On Saturday, Dhoni walked onto the ground in the 14th over. When he walked out, unconquered, after the last ball of the 50th over of the Indian innings, the Australians didn’t know what went wrong, because they didn’t err much on the field.
India ended up with 303/9 on the board, a total which didn’t look possible when they were reduced to 154 for six in the 32nd over.
But then for Dhoni, impossible is just a yorker-length delivery which he digs out with his famous ‘helicopter shot’ to send the ball flying over the ropes. Ask Faulkner, who gave away 21 runs in the last over of the innings, and he will vouch for that.
Unlike the second ODI, India didn’t have an encouraging start in Mohali. Dhawan (8) was dismissed in the second over while Rohit (11) fell in the seventh. Kohli, however, looked in silken touch and continued from where he had left in Jaipur. It was as if he generated strokes with just the shrug of his shoulders, showing complete disdain for the Aussie bowlers.
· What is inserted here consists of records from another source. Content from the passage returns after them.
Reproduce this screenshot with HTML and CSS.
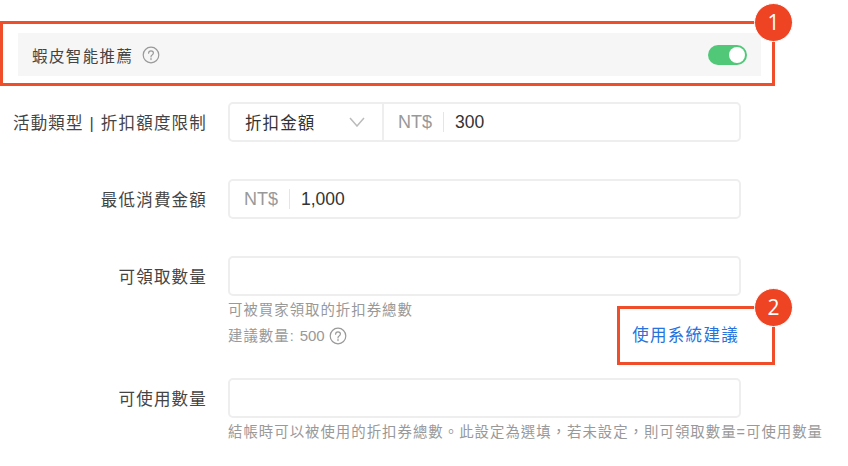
FILE: index.html
```html
<!DOCTYPE html>
<html lang="zh-Hant">
<head>
    <meta charset="UTF-8">
    <meta name="viewport" content="width=device-width, initial-scale=1.0">
    <title>折扣券設定</title>
    <link rel="stylesheet" href="styles.css">
</head>
<body>
    <main class="page">
        <div class="smart-bar">
            <div class="smart-title">
                <span>蝦皮智能推薦</span>
                <svg class="help-icon" viewBox="0 0 18 18" width="18" height="18">
                    <circle cx="9" cy="9" r="7.8"/>
                    <path d="M6.6 7.2c0-1.4 1-2.3 2.4-2.3s2.4.9 2.4 2.2c0 1-.6 1.5-1.3 2-.7.4-1.1.8-1.1 1.6v.3"/>
                    <path d="M9 12.6v1"/>
                </svg>
            </div>
            <div class="toggle"><span class="toggle-knob"></span></div>
        </div>

        <div class="form-row first-row">
            <label class="form-label">活動類型 | 折扣額度限制</label>
            <div class="form-field">
                <div class="input-box">
                    <div class="select-part">
                        <span>折扣金額</span>
                        <svg class="chevron" viewBox="0 0 16 10" width="16" height="10">
                            <path d="M1 1l7 8 7-8"/>
                        </svg>
                    </div>
                    <span class="prefix">NT$</span>
                    <span class="value">300</span>
                </div>
            </div>
        </div>

        <div class="form-row">
            <label class="form-label">最低消費金額</label>
            <div class="form-field">
                <div class="input-box">
                    <span class="prefix">NT$</span>
                    <span class="value">1,000</span>
                </div>
            </div>
        </div>

        <div class="form-row">
            <label class="form-label">可領取數量</label>
            <div class="form-field">
                <div class="input-box"></div>
                <div class="help-row">
                    <div class="help-text">
                        <div>可被買家領取的折扣券總數</div>
                        <div class="suggest">
                            <span>建議數量: <span class="suggest-num">500</span></span>
                            <svg class="help-icon" viewBox="0 0 18 18" width="18" height="18">
                                <circle cx="9" cy="9" r="7.8"/>
                                <path d="M6.6 7.2c0-1.4 1-2.3 2.4-2.3s2.4.9 2.4 2.2c0 1-.6 1.5-1.3 2-.7.4-1.1.8-1.1 1.6v.3"/>
                                <path d="M9 12.6v1"/>
                            </svg>
                        </div>
                    </div>
                    <a href="#" class="suggest-link">使用系統建議</a>
                </div>
            </div>
        </div>

        <div class="form-row last-row">
            <label class="form-label">可使用數量</label>
            <div class="form-field">
                <div class="input-box"></div>
                <div class="help-text nowrap">結帳時可以被使用的折扣券總數。此設定為選填，若未設定，則可領取數量=可使用數量</div>
            </div>
        </div>

        <!-- Callouts drawn over the form -->
        <div class="callout callout-one"><span class="badge">1</span></div>
        <div class="callout callout-two"><span class="badge">2</span></div>
    </main>
</body>
</html>
```

FILE: styles.css
```css
body {
    margin: 0;
    padding: 0;
    background-color: white;
    color: #333;
    font-family: "Liberation Sans", "Noto Sans CJK TC", sans-serif;
}

.page {
    position: relative;
    width: 848px;
    height: 466px;
    padding-top: 33px;
    box-sizing: border-box;
    overflow: hidden;
}

.smart-bar {
    display: flex;
    align-items: center;
    justify-content: space-between;
    height: 43px;
    margin-left: 18px;
    width: 743px;
    padding: 0 14px;
    box-sizing: border-box;
    background-color: #f6f6f6;
}

.smart-title {
    display: flex;
    align-items: center;
    gap: 9px;
    font-size: 15.5px;
    letter-spacing: 1.4px;
    color: #444;
}

.help-icon {
    fill: none;
    stroke: #999;
    stroke-width: 1.2;
    stroke-linecap: round;
}

.toggle {
    width: 39px;
    height: 20px;
    border-radius: 10px;
    background-color: #51c878;
    display: flex;
    align-items: center;
    justify-content: flex-end;
    padding-right: 2px;
    box-sizing: border-box;
}

.toggle-knob {
    width: 16px;
    height: 16px;
    border-radius: 50%;
    background-color: white;
}

.form-row {
    display: flex;
    gap: 21px;
    margin-top: 37px;
}

.first-row {
    margin-top: 26px;
}

.last-row {
    margin-top: 30px;
}

.form-label {
    width: 207px;
    height: 40px;
    flex-shrink: 0;
    line-height: 42px;
    text-align: right;
    white-space: nowrap;
    font-size: 16.5px;
    letter-spacing: 1.2px;
    color: #444;
}

.form-field {
    width: 513px;
}

.input-box {
    display: flex;
    align-items: center;
    height: 40px;
    box-sizing: border-box;
    border: 2px solid #eee;
    border-radius: 5px;
    background-color: white;
    padding-left: 14px;
}

.select-part {
    display: flex;
    align-items: center;
    justify-content: space-between;
    width: 154px;
    height: 100%;
    margin-left: -14px;
    margin-right: 14px;
    padding: 0 17px 0 15px;
    box-sizing: border-box;
    border-right: 2px solid #eee;
    font-size: 16.5px;
    letter-spacing: 1.1px;
}

.chevron {
    fill: none;
    stroke: #bbb;
    stroke-width: 1.5;
}

.prefix {
    padding-right: 10.5px;
    border-right: 1px solid #e5e5e5;
    font-size: 18px;
    line-height: 20px;
    color: #999;
}

.value {
    padding-left: 11.5px;
    font-size: 17.5px;
}

.help-row {
    display: flex;
    justify-content: space-between;
    align-items: flex-end;
    height: 52px;
}

.help-text {
    margin-top: 2px;
    font-size: 14.4px;
    letter-spacing: 1.02px;
    line-height: 25px;
    color: #999;
}

.nowrap {
    white-space: nowrap;
}

.suggest {
    display: flex;
    align-items: center;
    gap: 4px;
    height: 25px;
}

.suggest-num {
    font-size: 15px;
    letter-spacing: 0;
}

.suggest-link {
    margin-right: 2px;
    line-height: 25px;
    font-size: 16.5px;
    letter-spacing: 1.3px;
    color: #2673dd;
    text-decoration: none;
}

.callout {
    position: absolute;
    box-sizing: border-box;
    border: 3px solid #f04e2b;
}

.callout-one {
    left: 0;
    top: 21px;
    width: 775px;
    height: 65px;
}

.callout-two {
    left: 617px;
    top: 306px;
    width: 158px;
    height: 59px;
}

.badge {
    position: absolute;
    right: -21px;
    top: -21px;
    width: 37px;
    height: 37px;
    border: 1px solid white;
    border-radius: 50%;
    background-color: #ef4423;
    color: white;
    font-family: "Open Sans", sans-serif;
    font-size: 21px;
    line-height: 37px;
    text-align: center;
}
```
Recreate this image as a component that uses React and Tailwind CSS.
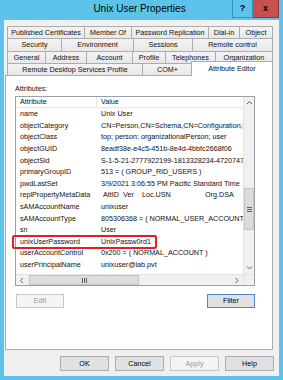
import React from "react";

const tabRows = [
  [
    ["Published Certificates", 78],
    ["Member Of", 47],
    ["Password Replication", 77],
    ["Dial-in", 31],
    ["Object", 33],
  ],
  [
    ["Security", 55],
    ["Environment", 72],
    ["Sessions", 59],
    ["Remote control", 80],
  ],
  [
    ["General", 39],
    ["Address", 41],
    ["Account", 46],
    ["Profile", 33],
    ["Telephones", 50],
    ["Organization", 57],
  ],
];

const attrs = [
  ["name", "Unix User"],
  ["objectCategory", "CN=Person,CN=Schema,CN=Configuration,DC=lab,DC=pvt"],
  ["objectClass", "top; person; organizationalPerson; user"],
  ["objectGUID", "8eadf38e-e4c5-451b-8e4d-4bbfc2668f06"],
  ["objectSid", "S-1-5-21-2777922199-1813328234-4720747100-1105"],
  ["primaryGroupID", "513 = ( GROUP_RID_USERS )"],
  ["pwdLastSet", "3/9/2021 3:06:55 PM Pacific Standard Time"],
  ["replPropertyMetaData", null],
  ["sAMAccountName", "unixuser"],
  ["sAMAccountType", "805306368 = ( NORMAL_USER_ACCOUNT )"],
  ["sn", "User"],
  ["unixUserPassword", "UnixPassw0rd1"],
  ["userAccountControl", "0x200 = ( NORMAL_ACCOUNT )"],
  ["userPrincipalName", "unixuser@lab.pvt"],
];

function Chevron({ dir }) {
  const d = {
    up: "M1 4 L3.5 1.5 L6 4",
    down: "M1 1.5 L3.5 4 L6 1.5",
    left: "M4 1 L1.5 3.5 L4 6",
    right: "M1.5 1 L4 3.5 L1.5 6",
  }[dir];
  const w = dir === "up" || dir === "down" ? 7 : 5.5;
  const h = dir === "up" || dir === "down" ? 5.5 : 7;
  return (
    <svg width={w} height={h} viewBox={`0 0 ${w} ${h}`}>
      <path d={d} fill="none" stroke="#606060" strokeWidth="1" />
    </svg>
  );
}

function Grip({ vertical }) {
  return (
    <div className={vertical ? "flex flex-col gap-[1px]" : "flex gap-[1px]"}>
      {[0, 1, 2].map((i) => (
        <div key={i} className={vertical ? "w-[5px] h-px bg-[#606060]" : "w-px h-[5px] bg-[#606060]"} />
      ))}
    </div>
  );
}

function Button({ label, disabled, isDefault, className = "" }) {
  const look = disabled
    ? "bg-[#f4f4f4] border-[#c8c8c8] text-[#9a9a9a]"
    : isDefault
    ? "bg-[#e1e1e1] border-[#4f88bd] text-black"
    : "bg-[#e1e1e1] border-[#adadad] text-black";
  return (
    <div className={`flex items-center justify-center border ${look} ${className}`}>{label}</div>
  );
}

export default function App() {
  return (
    <div
      className="w-[283px] h-[380px] bg-[#5cc4ea] flex flex-col overflow-hidden text-[7.2px] leading-none text-[#111]"
      style={{ fontFamily: '"Liberation Sans", Arial, sans-serif' }}
    >
      {/* title bar */}
      <div className="h-[20px] flex items-start">
        <div className="flex-1" />
        <div className="pt-[4px] text-[10px] text-black">Unix User Properties</div>
        <div className="flex-1 flex justify-end pr-[4px]">
          <div className="w-[21px] h-[18px] border border-t-0 border-[#3a8fb5] flex items-center justify-center text-[9px] font-bold text-black">
            ?
          </div>
          <div className="w-[26px] h-[18px] bg-[#c75050] border border-t-0 border-l-0 border-[#8c3535] flex items-center justify-center text-[9px] font-bold text-black">
            x
          </div>
        </div>
      </div>

      {/* dialog body */}
      <div className="mx-[4px] h-[356px] bg-[#f0f0f0] flex flex-col">
        {/* tabs */}
        <div className="mt-[6px] ml-[3px] w-[266px] flex flex-col">
          {tabRows.map((row, ri) => (
            <div key={ri} className="flex h-[12.25px]">
              {row.map(([label, w], ti) => (
                <div
                  key={label}
                  className={`flex items-center justify-center border-t border-r border-[#acacac] bg-gradient-to-b from-[#f3f3f3] to-[#e8e8e8] ${ti === 0 ? "border-l" : ""}`}
                  style={{ width: w }}
                >
                  {label}
                </div>
              ))}
            </div>
          ))}
          <div className="flex h-[12.25px] items-end">
            <div className="w-[136px] h-full flex items-center justify-center border-t border-l border-r border-[#acacac] bg-gradient-to-b from-[#f3f3f3] to-[#e8e8e8]">
              Remote Desktop Services Profile
            </div>
            <div className="w-[50px] h-full flex items-center justify-center border-t border-r border-[#acacac] bg-gradient-to-b from-[#f3f3f3] to-[#e8e8e8]">
              COM+
            </div>
            <div className="relative z-10 -ml-[2px] w-[82px] h-[15px] mb-[-1px] flex items-start pt-[3px] justify-center border-t border-l border-r border-[#acacac] bg-white">
              Attribute Editor
            </div>
          </div>
        </div>

        {/* tab panel */}
        <div className="relative ml-[1px] w-[268px] h-[275px] bg-white border border-[#acacac] flex flex-col">
          <div className="mt-[8px] ml-[9px] h-[9px] flex items-center">Attributes:</div>

          {/* list view */}
          <div className="mt-[3px] ml-[9px] w-[240px] h-[190px] border border-[#9aa0a8] grid grid-cols-[1fr_11px] grid-rows-[1fr_11px]">
            <div className="overflow-hidden flex flex-col">
              <div className="h-[11px] flex border-b border-[#e5e5e5] shrink-0">
                <div className="w-[81px] pl-[4px] flex items-center border-r border-[#e5e5e5]">Attribute</div>
                <div className="pl-[4px] flex items-center">Value</div>
              </div>
              {attrs.map(([k, v]) => (
                <div key={k} className="h-[11.6px] flex items-center whitespace-nowrap shrink-0">
                  <div className="w-[81px] pl-[4px] shrink-0">{k}</div>
                  {v === null ? (
                    <div className="pl-[6px] flex">
                      <span className="w-[20px]">AttID</span>
                      <span className="w-[19px]">Ver</span>
                      <span className="w-[63px]">Loc.USN</span>
                      <span>Org.DSA</span>
                    </div>
                  ) : (
                    <div className="pl-[4px]">{v}</div>
                  )}
                </div>
              ))}
            </div>

            {/* vertical scrollbar */}
            <div className="bg-[#f0f0f0] border-l border-[#e3e3e3] flex flex-col">
              <div className="h-[12px] flex items-center justify-center">
                <Chevron dir="up" />
              </div>
              <div className="flex-1">
                <div className="mt-[79px] h-[42px] bg-[#dcdcdc] border border-[#c6c6c6] flex items-center justify-center">
                  <Grip vertical />
                </div>
              </div>
              <div className="h-[12px] flex items-center justify-center">
                <Chevron dir="down" />
              </div>
            </div>

            {/* horizontal scrollbar */}
            <div className="bg-[#f0f0f0] border-t border-[#e3e3e3] flex items-stretch">
              <div className="w-[12px] flex items-center justify-center">
                <Chevron dir="left" />
              </div>
              <div className="flex-1 flex">
                <div className="ml-[1px] w-[110px] bg-[#dcdcdc] border border-[#c6c6c6] flex items-center justify-center">
                  <Grip />
                </div>
              </div>
              <div className="w-[12px] flex items-center justify-center">
                <Chevron dir="right" />
              </div>
            </div>
            <div className="bg-[#f0f0f0] border-t border-l border-[#e3e3e3]" />
          </div>

          {/* edit / filter */}
          <div className="mt-[8px] ml-[10px] w-[239px] flex justify-between">
            <Button label="Edit" disabled className="w-[48px] h-[14px]" />
            <Button label="Filter" isDefault className="w-[48px] h-[14px]" />
          </div>

          {/* highlight */}
          <div className="absolute left-[6px] top-[159px] w-[145px] h-[14px] border-2 border-[#e31e24] rounded-[2px]" />
        </div>

        {/* dialog buttons */}
        <div className="mt-[6px] flex justify-end gap-[6px] pr-[5px]">
          <Button label="OK" className="w-[49px] h-[15px]" />
          <Button label="Cancel" className="w-[49px] h-[15px]" />
          <Button label="Apply" disabled className="w-[49px] h-[15px]" />
          <Button label="Help" className="w-[49px] h-[15px]" />
        </div>
      </div>
    </div>
  );
}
But then confidence was only present at Kohli’s end. At the other end, it was chaos, courtesy some hostile bowling by the Australian pacers. India, in fact, lost three of their batsmen — Rohit, Suresh Raina (17) and Ravindra Jadeja (2) — to short-pitched stuff.
The Kohli-Dhoni partnership earned India 72 runs for the fifth wicket before the former fell in the 30th over. An attempted back-foot push off part-timer Glenn Maxwell resulted in a thin edge to the ’keeper.
Dhoni paced his innings like a master. While his 50 came off 77 balls, his end of the innings score of 139 not out was off 121 balls. Seventy eight of those runs came from boundaries (12x4, 5x6). That means he ran 61 runs. Now consider the fact that he was struggling to run with an ankle injury in the 14th over of the innings. That’s Dhoni.
Australia captain Bailey dropped him off the first ball of the 49th over. Dhoni made him regret that by plundering three fours and three sixes off the remaining balls. But then, Bailey had the last laugh.